Without phone calls or mail, pages or email, and having no work to do when I get up in the morning (unless journaling counts,) I’m about as uncommitted as a person could be. I don’t go anywhere on most mornings except to the food cabinet and refrigerator, and then, upon taking my seat in front of the Real Life Channel, I ask its live narrator where we are.


At home, I know where I am every morning, and I usually have someplace I need to be shortly after waking up. Less-important details get magnified. Sometimes my first thought of each day is wondering if there’s enough hot water for a shower. When I’m with family or roommates I might get frustrated waiting for the shower because I’m feeling the pressure of a deadline that requires my being clean and presentable.


On the road, the truckers have deadlines but they don’t have to be presentable. With Erik’s lifestyle, I wake up and wonder where and when my next shower will be. I try to remember where and when my last shower was, but that’s becoming more difficult with time. Often I put on the same clothes, not being able to remember if I’ve worn them two days in a row, or ten.  It doesn’t matter most of the time anyway. Truckers deliver to the loading dock, to the back entrance, the part of the store that customers don’t see. Erik and I are behind the scenes.


Since it doesn’t even matter if I’m presentable to society, I’m free from the pressure of socialization. I’m free from dressing to impress, and free from wondering how I might be received. It doesn’t even matter anymore if someone smiles or frowns at me, because my chances of seeing that person again are pretty slim.

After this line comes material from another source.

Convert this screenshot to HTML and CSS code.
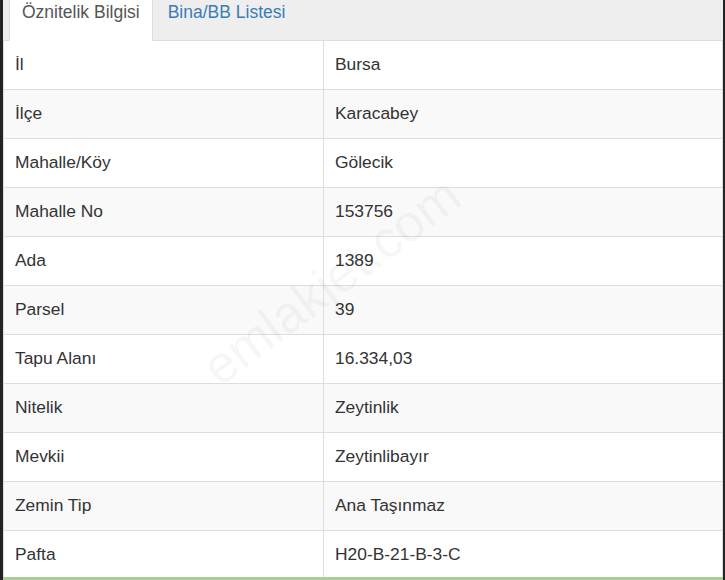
FILE: index.html
```html
<!doctype html>
<html lang="tr">
<head>
    <meta charset="UTF-8">
    <meta name="viewport" content="width=device-width, initial-scale=1.0">
    <title>Öznitelik Bilgisi</title>
    <link rel="stylesheet" href="styles.css">
</head>
<body>
<div class="panel">
    <ul class="tabs">
        <li class="tab active"><a href="#">Öznitelik Bilgisi</a></li>
        <li class="tab"><a href="#">Bina/BB Listesi</a></li>
    </ul>
    <table class="info">
        <tbody>
        <tr><td>İl</td><td>Bursa</td></tr>
        <tr><td>İlçe</td><td>Karacabey</td></tr>
        <tr><td>Mahalle/Köy</td><td>Gölecik</td></tr>
        <tr><td>Mahalle No</td><td>153756</td></tr>
        <tr><td>Ada</td><td>1389</td></tr>
        <tr><td>Parsel</td><td>39</td></tr>
        <tr><td>Tapu Alanı</td><td>16.334,03</td></tr>
        <tr><td>Nitelik</td><td>Zeytinlik</td></tr>
        <tr><td>Mevkii</td><td>Zeytinlibayır</td></tr>
        <tr><td>Zemin Tip</td><td>Ana Taşınmaz</td></tr>
        <tr><td>Pafta</td><td>H20-B-21-B-3-C</td></tr>
        </tbody>
    </table>
    <div class="watermark">emlakjet.com</div>
</div>
</body>
</html>
```

FILE: styles.css
```css
html, body {
    margin: 0;
    padding: 0;
    background: #232323;
    font-family: "Liberation Sans", Arial, sans-serif;
}

.panel {
    position: relative;
    width: 720px;
    height: 577px;
    margin-left: 3px;
    background: #fff;
    border-bottom: 3px solid #a9cf98;
    overflow: hidden;
}

.tabs {
    position: relative;
    z-index: 1;
    display: flex;
    align-items: flex-end;
    height: 40px;
    margin: 0;
    padding: 0 0 0 6px;
    list-style: none;
    background: #eee;
    border-bottom: 1px solid #ddd;
}

.tab {
    margin-right: 2px;
    margin-bottom: -1px;
    border: 1px solid transparent;
    border-top: none;
}

.tab a {
    display: block;
    padding: 0 12px 14px;
    line-height: 27px;
    font-size: 17.5px;
    color: #3a7db5;
    text-decoration: none;
}

.tab.active {
    background: #fff;
    border-color: #ddd;
    border-bottom-color: #fff;
}

.tab.active a {
    color: #555;
}

.info {
    width: 720px;
    margin-top: -1px;
    border-collapse: collapse;
    border-left: 1px solid #ddd;
    border-right: 1px solid #ddd;
    font-size: 17.4px;
    color: #333;
}

.info td {
    height: 49px;
    padding: 0 11px;
    border-bottom: 1px solid #ddd;
    box-sizing: border-box;
}

.info td:first-child {
    width: 320px;
    border-right: 1px solid #ddd;
}

.info tr:nth-child(even) td {
    background: #f9f9f9;
}

.watermark {
    position: absolute;
    left: 175px;
    top: 251px;
    font-size: 52px;
    color: rgba(0, 0, 0, 0.035);
    transform: rotate(-37deg);
    pointer-events: none;
    white-space: nowrap;
}
```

The smiles I do receive, along with occasional conversations, are the cream and sugar in a cup of coffee I would now be happy to drink black. I’m trying to promise myself that when I get back home I won’t let my mind get so cluttered with commitments that my senses become dull again. This journey has shown me that life is more enjoyable when I become a part of my surroundings and secretly observe them at the same time— when I allow myself to be in them, but at the same time not a part of them.